A Beginner’s Overview
A brief overview for beginners, by a beginner.
Artificial Intelligence (AI), Machine Learning (ML), Deep Learning (DL)…you’ve no doubt heard these terms before, but unless you’re in the tech space, or deal with big data, then they may be little more than buzz words to you! That’s how I felt at first, well at least until a little ‘light’ reading for a new job highlighted just how apparent these techniques are in our daily lives. It also made me realise the enormous potential that AI, ML and DL could have in advancing society and thus shaping our future. Later, I will touch on some of the popular and novel use cases of AI, ML and DL, and the surrounding hype.
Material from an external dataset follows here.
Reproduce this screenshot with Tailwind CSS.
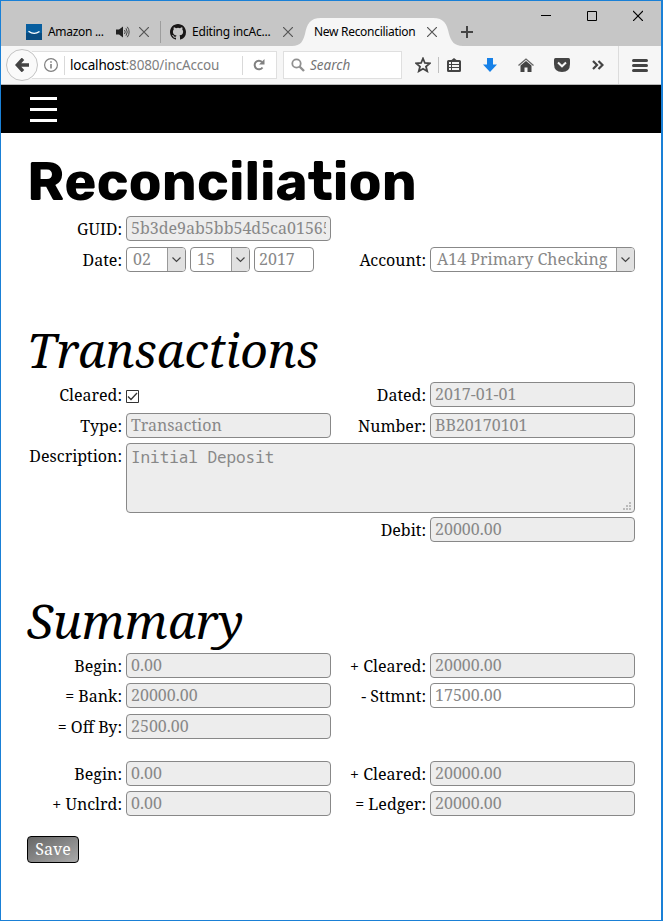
<!DOCTYPE html>
<html lang="en">
<head>
<meta charset="utf-8">
<title>New Reconciliation</title>
<script src="https://cdn.jsdelivr.net/npm/@tailwindcss/browser@4"></script>
</head>
<body class="w-[663px] h-[921px] overflow-hidden bg-white">
<div class="w-[663px] h-[921px] border border-r-2 border-[#1a80d6] bg-white text-black font-['Noto_Serif','Droid_Serif','DejaVu_Serif_Condensed','DejaVu_Serif',serif] text-[16px]">

  <!-- Tab strip -->
  <header class="relative h-[45px] bg-[#c6c6c6] font-['Noto_Sans',sans-serif] text-[12px] tracking-[-0.3px]">
    <svg class="absolute left-[291px] top-[17px]" width="172" height="28"><path d="M0 28C9 28 11 23 13 16C15 6 18 0 29 0H141C152 0 155 6 157 16C159 23 162 28 171 28Z" fill="#f6f6f6"/></svg>
    <div class="relative flex items-center h-[28px] top-[17px] pl-[25px]">
      <svg width="16" height="16" class="shrink-0"><rect width="16" height="16" fill="#075e9f"/><rect y="9" width="16" height="7" fill="#084b80"/><path d="M2.500 7.200Q8 11.500 13.500 7.500" stroke="#fff" stroke-width="1.300" fill="none"/></svg>
      <span class="ml-[6px] w-[68px] whitespace-pre">Amazon ...</span>
      <svg width="14" height="12" class="shrink-0" fill="none" stroke="#444"><path d="M0 3.500H3L7 .5V11.500L3 8.500H0Z" fill="#222" stroke="none"/><path d="M8.500 4Q10 6 8.500 8M10 2.300Q12.500 6 10 9.700M11.300 .8Q15 6 11.300 11.200" stroke-width="1"/></svg>
      <svg width="10" height="10" class="ml-[9px] shrink-0" stroke="#555" stroke-width="1.200"><path d="M0 0L10 10M10 0L0 10"/></svg>
      <i class="block ml-[11px] w-px h-[22px] bg-[#9d9d9d]"></i>
      <svg width="16" height="16" viewBox="0 0 16 16" class="ml-[9px] shrink-0"><path fill="#181616" d="M8 0C3.580 0 0 3.580 0 8c0 3.540 2.290 6.530 5.470 7.590.4.070.55-.17.55-.38 0-.19-.01-.82-.01-1.490-2.010.37-2.530-.49-2.690-.94-.09-.23-.48-.94-.82-1.130-.28-.15-.68-.52-.01-.53.63-.01 1.080.58 1.230.82.72 1.210 1.870.87 2.330.66.07-.52.28-.87.51-1.070-1.780-.2-3.640-.89-3.640-3.950 0-.87.31-1.590.82-2.150-.08-.2-.36-1.020.08-2.120 0 0 .67-.21 2.200.82a7.600 7.600 0 0 1 4 0c1.530-1.040 2.200-.82 2.200-.82.44 1.100.16 1.920.08 2.120.51.56.82 1.270.82 2.150 0 3.070-1.870 3.750-3.650 3.950.29.25.54.73.54 1.480 0 1.070-.01 1.930-.01 2.200 0 .21.15.46.55.38A8 8 0 0 0 16 8c0-4.420-3.580-8-8-8z"/></svg>
      <span class="ml-[6px] w-[91px] whitespace-pre tracking-[-0.2px]">Editing incAc...</span>
      <svg width="10" height="10" class="shrink-0" stroke="#555" stroke-width="1.200"><path d="M0 0L10 10M10 0L0 10"/></svg>
      <span class="ml-[21px] w-[113px] whitespace-pre">New Reconciliation</span>
      <svg width="10" height="10" class="shrink-0" stroke="#555" stroke-width="1.200"><path d="M0 0L10 10M10 0L0 10"/></svg>
      <svg width="12" height="12" class="ml-[24px] shrink-0" stroke="#444" stroke-width="2"><path d="M0 6H12M6 0V12"/></svg>
    </div>
    <div class="absolute right-[18px] top-[9px] flex gap-[36px]">
      <svg width="10" height="11" stroke="#000"><path d="M0 5.500H10"/></svg>
      <svg width="10" height="11" stroke="#000" fill="none"><path d="M.5 1.500H9.500V10.500H.5Z"/></svg>
      <svg width="10" height="11" stroke="#000" stroke-width="1.200"><path d="M0 1L10 11M10 1L0 11"/></svg>
    </div>
  </header>

  <!-- Toolbar -->
  <div class="h-[39px] bg-[#f6f6f6] border-b border-[#b8b8b8] flex items-center font-['Noto_Sans',sans-serif] text-[13.5px]">
    <div class="z-10 ml-[5px] w-[32px] h-[32px] shrink-0 rounded-full border border-[#c3c3c3] bg-[#fafafa] flex items-center justify-center">
      <svg width="14" height="14" fill="none" stroke="#444" stroke-width="3.400"><path d="M8 .8L2.300 7L8 13.200M2.500 7H14"/></svg>
    </div>
    <div class="-ml-[6px] pl-[12px] w-[245px] h-[28px] shrink-0 border border-l-0 border-[#dfdfdf] bg-white flex items-center">
      <svg width="14" height="14" class="shrink-0" fill="none" stroke="#808080"><circle cx="7" cy="7" r="6.400" stroke-width="1.200"/><path d="M7 6V10.500M7 3.200V4.800" stroke-width="1.600"/></svg>
      <i class="block ml-[6px] w-px h-[19px] bg-[#d9d9d9]"></i>
      <span class="ml-[5px] w-[147px] whitespace-nowrap text-[#808080] tracking-[-0.16px]"><span class="text-black">localhost</span>:8080/incAccou</span>
      <i class="block ml-[25px] w-px h-[19px] bg-[#d9d9d9]"></i>
      <svg width="12" height="12" class="ml-[10px] shrink-0" fill="none" stroke="#808080" stroke-width="2"><path d="M9 3A4.300 4.300 0 1 0 9.500 8.500"/><path d="M11.500 0V5.500H6Z" fill="#808080" stroke="none"/></svg>
    </div>
    <div class="ml-[6px] pl-[7px] w-[119px] h-[28px] shrink-0 border border-[#dfdfdf] bg-white flex items-center">
      <svg width="14" height="14" fill="none" stroke="#909090"><circle cx="5.500" cy="5.500" r="4.200" stroke-width="1.800"/><path d="M8.500 8.500L13 13" stroke-width="2.400"/></svg>
      <span class="ml-[5px] pt-px italic text-[#757575]">Search</span>
    </div>
    <svg width="16" height="16" class="ml-[13px] shrink-0" fill="none" stroke="#444" stroke-width="1.800"><path d="M8 1.500L9.900 6L14.700 6.400L11 9.500L12.200 14.200L8 11.700L3.800 14.200L5 9.500L1.300 6.400L6.100 6Z"/></svg>
    <i class="block ml-[7px] w-px h-[16px] bg-[#c0c0c0]"></i>
    <svg width="14" height="14" class="ml-[8px] shrink-0"><path d="M1.500 2H4.500L7 0L9.500 2H12.500Q14 2 14 3.500V12.500Q14 14 12.500 14H1.500Q0 14 0 12.500V3.500Q0 2 1.500 2Z" fill="#444"/><path d="M2 4H4V6H2ZM5 4H12V6H5ZM2 7H4V9H2ZM5 7H12V9H5ZM2 10H4V12H2ZM5 10H12V12H5Z" fill="#f6f6f6"/></svg>
    <svg width="14" height="14" class="ml-[22px] shrink-0" fill="#1781e8"><path d="M4 0H10V6.500H14L7 14L0 6.500H4Z"/></svg>
    <svg width="16" height="14" class="ml-[21px] shrink-0"><path d="M.5 7.500L8 1L15.500 7.500" fill="none" stroke="#666" stroke-width="1.300"/><path d="M2.500 7.500L8 3L13.500 7.500V14H9.500V9.500H6.500V14H2.500Z" fill="#444"/></svg>
    <svg width="16" height="14" class="ml-[20px] shrink-0"><path d="M1.500 0H14.500Q16 0 16 1.500V6Q16 14 8 14Q0 14 0 6V1.500Q0 0 1.500 0Z" fill="#444"/><path d="M4 4.500L8 8.300L12 4.500" fill="none" stroke="#f6f6f6" stroke-width="2"/></svg>
    <svg width="12" height="10" class="ml-[22px] shrink-0" fill="none" stroke="#444" stroke-width="2.200"><path d="M1 1L5 5L1 9M6.500 1L10.500 5L6.500 9"/></svg>
    <i class="block ml-[14px] w-px h-[38px] bg-[#dcdcdc]"></i>
    <svg width="16" height="13" class="ml-[13px] shrink-0" stroke="#444" stroke-width="3" stroke-linecap="round"><path d="M1.500 1.500H14.500M1.500 6.500H14.500M1.500 11.500H14.500"/></svg>
  </div>

  <!-- Site menu bar -->
  <nav class="h-[48px] bg-black pl-[29px] pt-[12px]">
    <div class="w-[27px] flex flex-col gap-[8px]"><i class="h-[3px] bg-white"></i><i class="h-[3px] bg-white"></i><i class="h-[3px] bg-white"></i></div>
  </nav>

  <main class="pl-[26px] w-[634px]">
    <h1 class="h-[83px] pt-[19px] leading-[60px] whitespace-nowrap font-['Rubik','Inter',sans-serif] font-bold text-[54.4px]">Reconciliation</h1>
    <section class="grid grid-cols-[95px_205px_91px_205px] gap-x-1 gap-y-[6px] auto-rows-[25px]">
      <label class="text-right leading-[27px]">GUID:</label>
      <div class="border border-[#888] rounded-[4px] bg-[#ededed] px-1 leading-[23px] text-[#888]"><div class="overflow-hidden whitespace-nowrap">5b3de9ab5bb54d5ca01565</div></div>
      <label class="col-start-1 text-right leading-[27px]">Date:</label>
      <div class="flex gap-1 text-[#888] leading-[23px]">
        <div class="w-[60px] border border-[#888] rounded-[4px] pl-[6px] flex justify-between overflow-hidden">02<i class="w-[18px] h-[23px] border-l border-[#999] bg-[#e1e1e1] flex items-center justify-center"><svg width="9" height="6" fill="none" stroke="#444" stroke-width="1.200"><path d="M.5 .5L4.500 4.500L8.500 .5"/></svg></i></div>
        <div class="w-[60px] border border-[#888] rounded-[4px] pl-[6px] flex justify-between overflow-hidden">15<i class="w-[18px] h-[23px] border-l border-[#999] bg-[#e1e1e1] flex items-center justify-center"><svg width="9" height="6" fill="none" stroke="#444" stroke-width="1.200"><path d="M.5 .5L4.500 4.500L8.500 .5"/></svg></i></div>
        <div class="w-[60px] border border-[#888] rounded-[4px] px-1">2017</div>
      </div>
      <label class="text-right leading-[27px]">Account:</label>
      <div class="border border-[#888] rounded-[4px] pl-[6px] flex justify-between overflow-hidden text-[#888] leading-[23px] whitespace-nowrap">A14 Primary Checking<i class="w-[18px] h-[23px] border-l border-[#999] bg-[#e1e1e1] flex items-center justify-center"><svg width="9" height="6" fill="none" stroke="#444" stroke-width="1.200"><path d="M.5 .5L4.500 4.500L8.500 .5"/></svg></i></div>
    </section>

    <h2 class="mt-[49px] h-[61px] leading-[58px] italic text-[48px] whitespace-nowrap">Transactions</h2>
    <section class="grid grid-cols-[95px_205px_91px_205px] grid-rows-[25px_25px_70px_25px] gap-x-1 gap-y-[5px]">
      <label class="text-right leading-[27px]">Cleared:</label>
      <svg width="13" height="13" class="mt-[8px]" fill="none"><path d="M.5 .5H12.500V12.500H.5Z" stroke="#333"/><path d="M2 6.500L5 9.500L11 3" stroke="#333" stroke-width="1.300"/></svg>
      <label class="text-right leading-[27px]">Dated:</label>
      <div class="border border-[#888] rounded-[4px] bg-[#ededed] px-1 leading-[23px] text-[#888]">2017-01-01</div>
      <label class="mt-px text-right leading-[27px]">Type:</label>
      <div class="mt-px h-[25px] border border-[#888] rounded-[4px] bg-[#ededed] px-1 leading-[23px] text-[#888]">Transaction</div>
      <label class="mt-px text-right leading-[27px]">Number:</label>
      <div class="mt-px h-[25px] border border-[#888] rounded-[4px] bg-[#ededed] px-1 leading-[23px] text-[#888]">BB20170101</div>
      <label class="mt-px text-right leading-[27px]">Description:</label>
      <div class="mt-px h-[70px] col-span-3 relative border border-[#888] rounded-[4px] bg-[#ededed] px-[4px] pt-[3px] leading-[21px] text-[#888] font-['Noto_Sans_Mono','DejaVu_Sans_Mono',monospace] text-[16px] tracking-[-0.05px]">Initial Deposit
        <svg width="8" height="8" class="absolute right-[3px] bottom-[2px]" fill="#bbb"><path d="M6 0h2v2h-2zM3 3h2v2h-2zM6 3h2v2h-2zM0 6h2v2h-2zM3 6h2v2h-2zM6 6h2v2h-2z"/></svg>
      </div>
      <label class="col-start-3 text-right leading-[27px]">Debit:</label>
      <div class="border border-[#888] rounded-[4px] bg-[#ededed] px-1 leading-[23px] text-[#888]">20000.00</div>
    </section>

    <h2 class="mt-[50px] h-[61px] leading-[58px] italic text-[48px] whitespace-nowrap">Summary</h2>
    <section class="grid grid-cols-[95px_205px_91px_205px] grid-rows-[30px_31px_47px_30px_25px] gap-x-1">
      <label class="text-right leading-[27px]">Begin:</label>
      <div class="h-[25px] border border-[#888] rounded-[4px] bg-[#ededed] px-1 leading-[23px] text-[#888]">0.00</div>
      <label class="text-right leading-[27px]">+ Cleared:</label>
      <div class="h-[25px] border border-[#888] rounded-[4px] bg-[#ededed] px-1 leading-[23px] text-[#888]">20000.00</div>
      <label class="text-right leading-[27px]">= Bank:</label>
      <div class="h-[25px] border border-[#888] rounded-[4px] bg-[#ededed] px-1 leading-[23px] text-[#888]">20000.00</div>
      <label class="text-right leading-[27px]">- Sttmnt:</label>
      <div class="h-[25px] border border-[#888] rounded-[4px] bg-white px-1 leading-[23px] text-[#888]">17500.00</div>
      <label class="text-right leading-[27px]">= Off By:</label>
      <div class="h-[25px] border border-[#888] rounded-[4px] bg-[#ededed] px-1 leading-[23px] text-[#888]">2500.00</div>
      <label class="col-start-1 text-right leading-[27px]">Begin:</label>
      <div class="h-[25px] border border-[#888] rounded-[4px] bg-[#ededed] px-1 leading-[23px] text-[#888]">0.00</div>
      <label class="text-right leading-[27px]">+ Cleared:</label>
      <div class="h-[25px] border border-[#888] rounded-[4px] bg-[#ededed] px-1 leading-[23px] text-[#888]">20000.00</div>
      <label class="text-right leading-[27px]">+ Unclrd:</label>
      <div class="h-[25px] border border-[#888] rounded-[4px] bg-[#ededed] px-1 leading-[23px] text-[#888]">0.00</div>
      <label class="text-right leading-[27px]">= Ledger:</label>
      <div class="h-[25px] border border-[#888] rounded-[4px] bg-[#ededed] px-1 leading-[23px] text-[#888]">20000.00</div>
    </section>
    <button class="block mt-5 w-[52px] h-[27px] border border-black rounded-[4px] bg-linear-to-br from-[#666] to-[#aaa] text-white leading-[24px] pb-[1px]">Save</button>
  </main>
</div>
</body>
</html>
But first, it would help to understand the difference between them, as the terms are sometimes used incorrectly.
Definition and History
The first thing to note when defining these terms is that, dependent on the direction, they can technically be used interchangeably. Ultimately DL is a sub-category of ML which is sub-category of AI (Figure 1). Thus, referring to DL as AI is fine, but the opposite is incorrect and could create confusion. Quite often DL is deliberately referred to as AI or ML for marketing purposes, as the latter two are better known by the public and thus more likely to invoke feelings of awe, innovation and excitement.
Artificial Intelligence describes the ability of machines to simulate and mimic human-like intelligence and behaviour. This includes specific processes such as learning and reasoning. The idea of AI has been around for centuries, with the modern concept being popularised in 1950 in Turing’s seminal paper, and the term coined in 1956 by John McCarthy.
Machine Learning is an application of AI that uses statistical methods to enable computer systems to learn automatically. Although the computer is initially programmed how to learn, their end ability to predict an outcome is never explicitly programmed. One of the earliest and most well-known use cases of ML was the Samuel Checkers-playing Program from the mid 1950’s, which allowed the computer to learn and improve it’s ‘game-playing’ by playing games against itself.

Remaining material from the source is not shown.